■ **Exercise goal**: Work through the data line by line, gathering every line that has the word "styles".

■ **Records provided**:
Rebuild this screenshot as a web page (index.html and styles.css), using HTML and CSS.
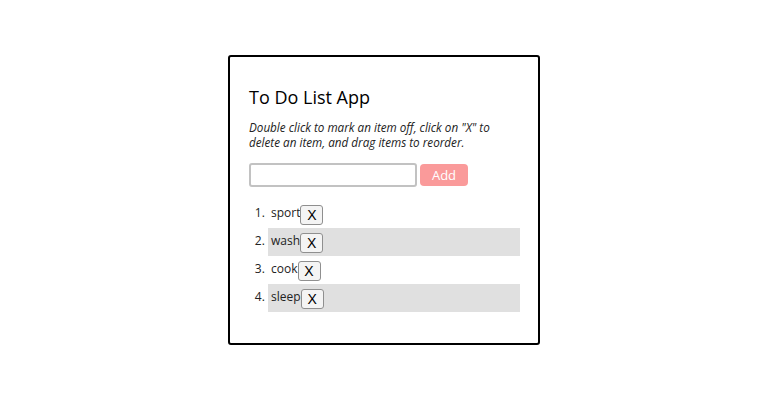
FILE: index.html
```html
<!DOCTYPE html>
<html>
<head>
<meta charset="utf-8">
<link rel="stylesheet" href="styles.css">
</head>
<body>
<div class="card">
  <h1 class="title">To Do List App</h1>
  <p class="hint">Double click to mark an item off, click on "X" to delete an item, and drag items to reorder.</p>
  <div class="form">
    <input class="field" type="text">
    <button class="add">Add</button>
  </div>
  <ol class="list">
    <li class="item">sport<button class="del">X</button></li>
    <li class="item">wash<button class="del">X</button></li>
    <li class="item">cook<button class="del">X</button></li>
    <li class="item">sleep<button class="del">X</button></li>
  </ol>
</div>
</body>
</html>
```
FILE: styles.css
```css
html, body {
  margin: 0;
  padding: 0;
  background: #fff;
}
body {
  height: 400px;
  display: flex;
  align-items: center;
  justify-content: center;
  font-family: "Open Sans", sans-serif;
  color: #222;
}
.card {
  box-sizing: border-box;
  width: 312px;
  height: 290px;
  border: 2px solid #000;
  border-radius: 3px;
  padding: 28px 18px 0 19px;
}
.title {
  margin: 0;
  font-size: 18px;
  font-weight: 500;
  line-height: 24px;
  color: #000;
}
.hint {
  margin: 11px 0 0;
  font-size: 11.7px;
  font-style: italic;
  line-height: 15px;
  color: #222;
}
.form {
  display: flex;
  align-items: center;
  margin-top: 13px;
}
.field {
  box-sizing: border-box;
  width: 168px;
  height: 24px;
  border: 2px solid #c2c2c2;
  border-radius: 3px;
  margin: 0;
  padding: 0 4px;
}
.add {
  box-sizing: border-box;
  width: 48px;
  height: 22px;
  margin-left: 3px;
  border: none;
  border-radius: 4px;
  background: #fa9a9a;
  color: #fff;
  font-family: "Open Sans", sans-serif;
  font-size: 13px;
  font-weight: 500;
  padding: 0;
}
.list {
  margin: 13px 0 0;
  padding-left: 19px;
  font-size: 12px;
}
.item {
  box-sizing: border-box;
  height: 28px;
  line-height: 25px;
  padding-left: 3px;
}
.item:nth-child(even) {
  background: #e0e0e0;
}
.del {
  box-sizing: border-box;
  width: 23px;
  height: 20px;
  margin-top: 5px;
  padding: 0;
  border: 1px solid #8f8f8f;
  border-radius: 3px;
  background: #f4f4f4;
  font-family: "Liberation Sans", Arial, sans-serif;
  font-size: 14px;
  line-height: 18px;
  color: #000;
  vertical-align: top;
}
```
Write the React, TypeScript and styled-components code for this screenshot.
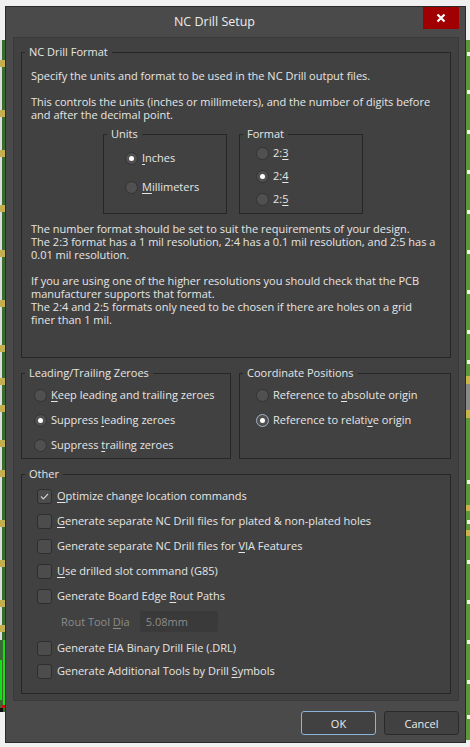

■ **The completed task**:
Rebuild this screenshot as a web page (index.html and styles.css), using HTML and CSS.
<link rel="stylesheet" href="styles.css">
FILE: styles.css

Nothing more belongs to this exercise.